4. Read mapping of subcontigs (fragmented contigs based on 20k length)

4a. Build mapping index

Build Bowtie2 mapping index based on the concatenated chopped bins.

code

mkdir -p read_mapping/

module load Bowtie2/2.4.5-GCC-11.3.0

bowtie2-build all_bins.fna read_mapping/bw_bins

4b. Map sample reads to index

Map quality filtered reads to the index using Bowtie2.

Example slurm script:

code

#!/bin/bash -e

#SBATCH --account       nesi02659
#SBATCH --job-name      6.bin_refinement_mapping
#SBATCH --partition     milan
#SBATCH --time          00:05:00
#SBATCH --mem           1GB
#SBATCH --cpus-per-task 10
#SBATCH --error         %x_%j.err
#SBATCH --output        %x_%j.out


module purge
module load Bowtie2/2.4.5-GCC-11.3.0 SAMtools/1.15.1-GCC-11.3.0

cd /nesi/nobackup/nesi02659/MGSS_U/<YOUR FOLDER>/6.bin_refinement/

# Step 1
for i in sample1 sample2 sample3 sample4;
do

  # Step 2
  bowtie2 --minins 200 --maxins 800 --threads 10 --sensitive \
          -x read_mapping/bw_bins \
          -1 ../3.assembly/${i}_R1.fastq.gz -2 ../3.assembly/${i}_R2.fastq.gz \
          -S read_mapping/${i}.sam

  # Step 3
  samtools sort -@ 10 -o read_mapping/${i}.bam read_mapping/${i}.sam

done

Resource allocations

These settings are appropriate for this workshop's mock data. Full data sets will likely require considerably greater memory and time allocations.

5. Generate coverage table of subcontigs (contigs fragmented based on 20k length)

Use MetaBAT's jgi_summarise_bam_contig_depths to generate a coverage table.

code

# Load module
module load MetaBAT/2.15-GCC-11.3.0

# calculate coverage table
jgi_summarize_bam_contig_depths --outputDepth example_data_20k_cov.txt read_mapping/sample*.bam

6. Generate annotation table for VizBin

Using the chopped bin files (example_data_20k/) and the coverage table generated above (example_data_20k_cov.txt), we can use the following script to generate an annotation table in the format that VizBin is expecting. Note that here we are including columns for per-sub-contig coverage based on sample1 (see note at the start of this exercise), label (bin ID), and length values, and storing this in all_bins.sample1.vizbin.ann.

What this script is doing is taking each fasta file and picking out the names of the contigs found in that file (bin).

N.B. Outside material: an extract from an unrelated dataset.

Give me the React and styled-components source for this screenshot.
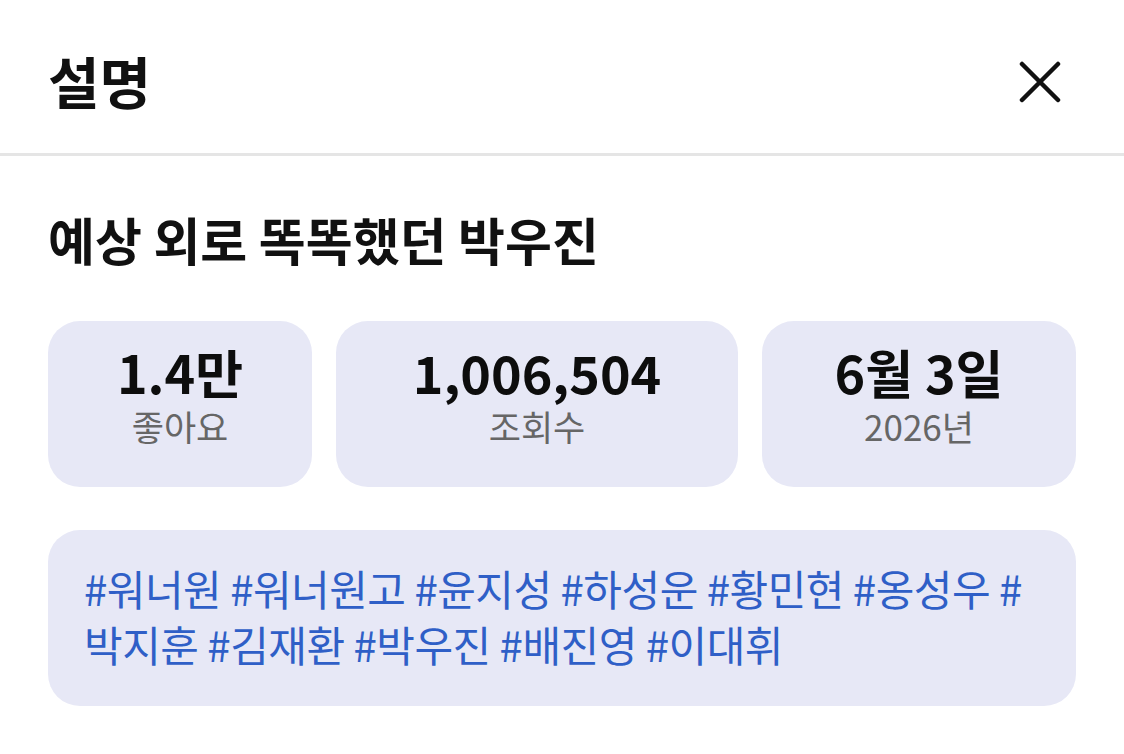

It is then looking for any coverage information for sample1 which is associated with that contig in the example_data_20k_cov.txt file, and adding that as a new column to the file. (If you wished to instead look based on sample2, you would need to modify the cut command in the line sample1_cov=$(grep -P "${contigID}\t" example_data_20k_cov.txt | cut -f4) accordingly (e.g. cut -f6).

code

# Set up annotation file headers
echo "coverage,label,length" > all_bins.sample1.vizbin.ann

# loop through bin .fna files
for bin_file in example_data_20k/*.fna; do
    # extract bin ID
    binID=$(basename ${bin_file} .fna)
    # loop through each sequence header in bin_file
    for header in `grep ">" ${bin_file}`; do
        contigID=$(echo ${header} | sed 's/>//g')
        # identify this line from the coverage table (example_data_20k_cov.txt), and extract contigLen (column 2) and coverage for sample1.bam (column 4)
        contigLen=$(grep -P "${contigID}\t" example_data_20k_cov.txt | cut -f2)
        sample1_cov=$(grep -P "${contigID}\t" example_data_20k_cov.txt | cut -f4)
        # Add to vizbin.ann file
        echo "${sample1_cov},${binID},${contigLen}" >> all_bins.sample1.vizbin.ann
    done
done

We now have the all_bins.fna and all_bins.sample1.vizbin.ann files that were provided at the start of the VizBin exercise.